Father Zimmer writes in the bulletin:

Parents, both mother and father, are the first teachers of their children in the ways of faith. Be aware of what your children are learning at school. Find out the focus of their religious education programme. Sit down with your children discuss the things of faith. Go over the prayers of the Mass with them. Support the work of their religion teacher and of course, pray with them everyday.

The post-school huddle
When school is over and the crew tumbles in through my front door, looking like astronauts in full winter gear, the scene is absolute chaos. Everyone has a problem. Everyone has to pee. Everyone’s socks are wet. I’m overheating. They’re overheating. Everyone is grumpy. I say a quick and desperate prayer for the strength to not flush anyone down the powder room toilet, growl out reminders to the big kids, peel the little kids and carry them over the puddles.
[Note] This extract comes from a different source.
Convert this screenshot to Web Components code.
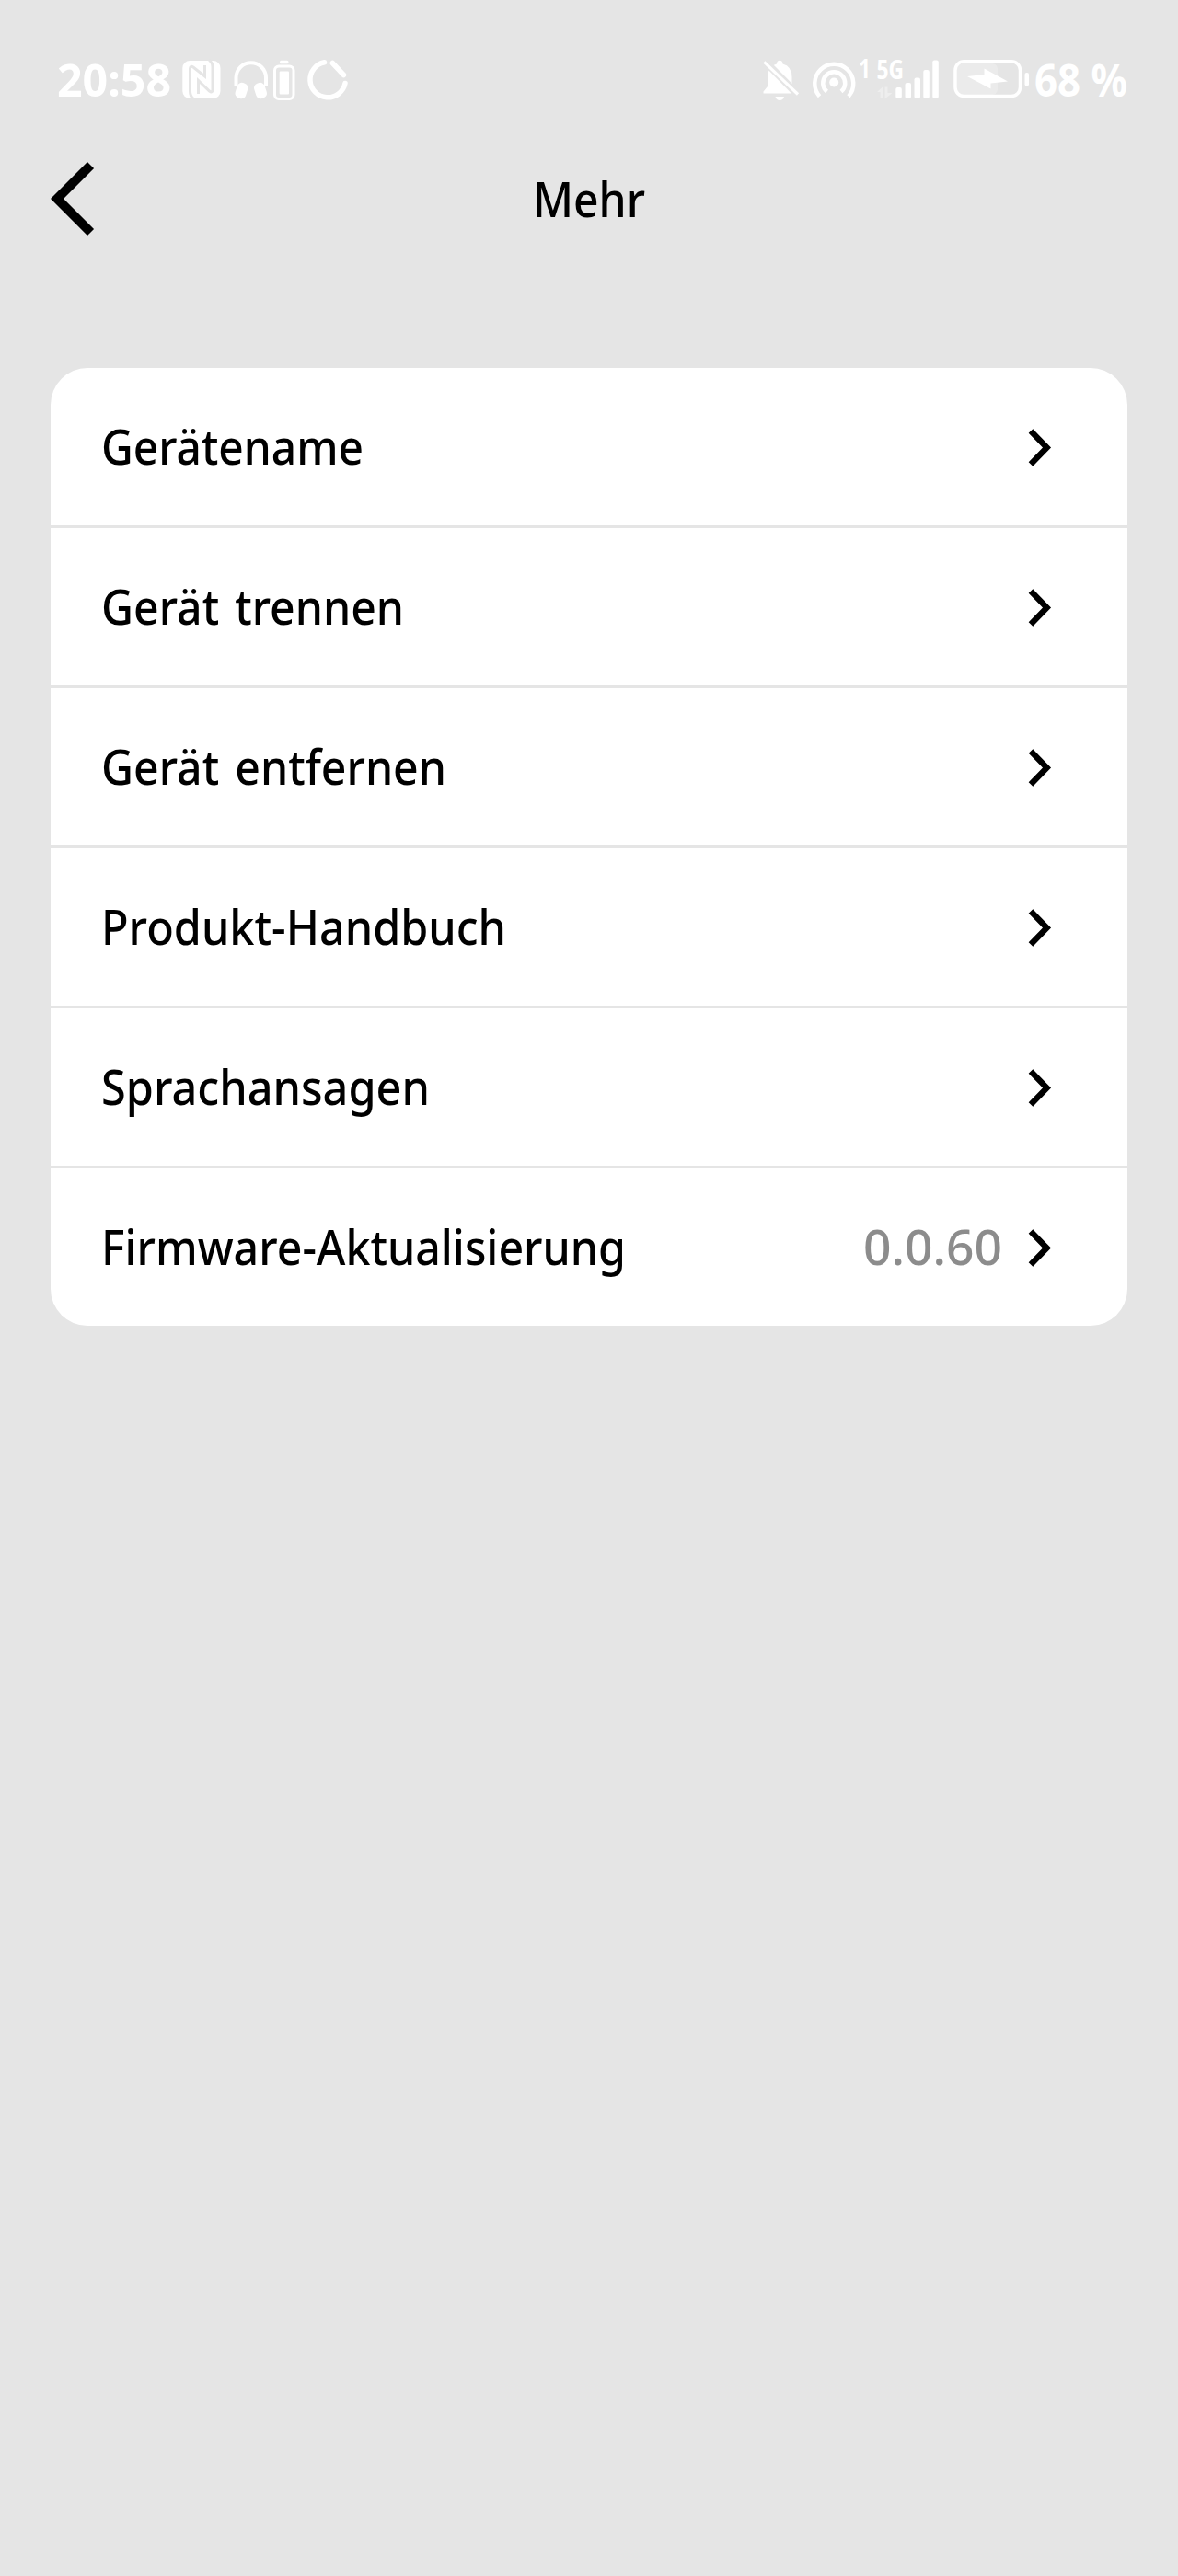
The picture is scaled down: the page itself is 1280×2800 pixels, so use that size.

We persevere and, at some point, I can gather my kids to me, give them hugs and direct them all to the kitchen table for a snack.

Snack is brilliant
Snack is when everyone is gathered around, desperately hungry. Snack is the time for asking how everyone’s day went, when the little kids get to rehearse the line they’ve been practicing to say to their older siblings, “How was your daaaaaaaay?” And because I’ve forced myself to STOP and SIT DOWN and DO NOTHING BUT LISTEN (super difficult, let me tell you), the kids can open up. Sometimes they need coaxing. Sometimes they need very specific questions. Who did you play with at recess? What did so-and-so have for lunch today? Did anything sad happen to someone? How did the spelling test go? Sometimes the stories fall out like Niagara Falls. But mere minutes after it starts, snack is over and everyone rushes to their next activity. Sometimes I’m too grumpy or busy and I squander those precious few minutes that I have to listen to their stories – which is a shame.

Teaching moments
When I don’t take the time to listen to my childrens’ stories, I lose the chance to hear about their victories and their struggles. It’s near impossible to provide guidance regarding the trickier things in life (like why boys keep kicking soccer balls at you, or why it’s important to say hello to the caretaker) when I don’t really know what’s going on in their lives. So in our day, snack is key. (Dinner can work like this, too.)

One-on-one at bedtime
After prayers and before we leave the kids in their beds for the night, there are a few seconds available when you have the full and undivided attention of a cosy, warm child tucked into bed. What are these seconds for? For us, they’re for our most important messages: I love you, or thank your for all your help with X, or I’m sorry I yelled at you for X. At the end of the day, we want them to know how much we care for them, however terribly the day went. Sometimes, this is when their biggest questions come out, too. Do you love me even when I do something bad? my five-year old asked some months ago. Of course, I do! I love you always.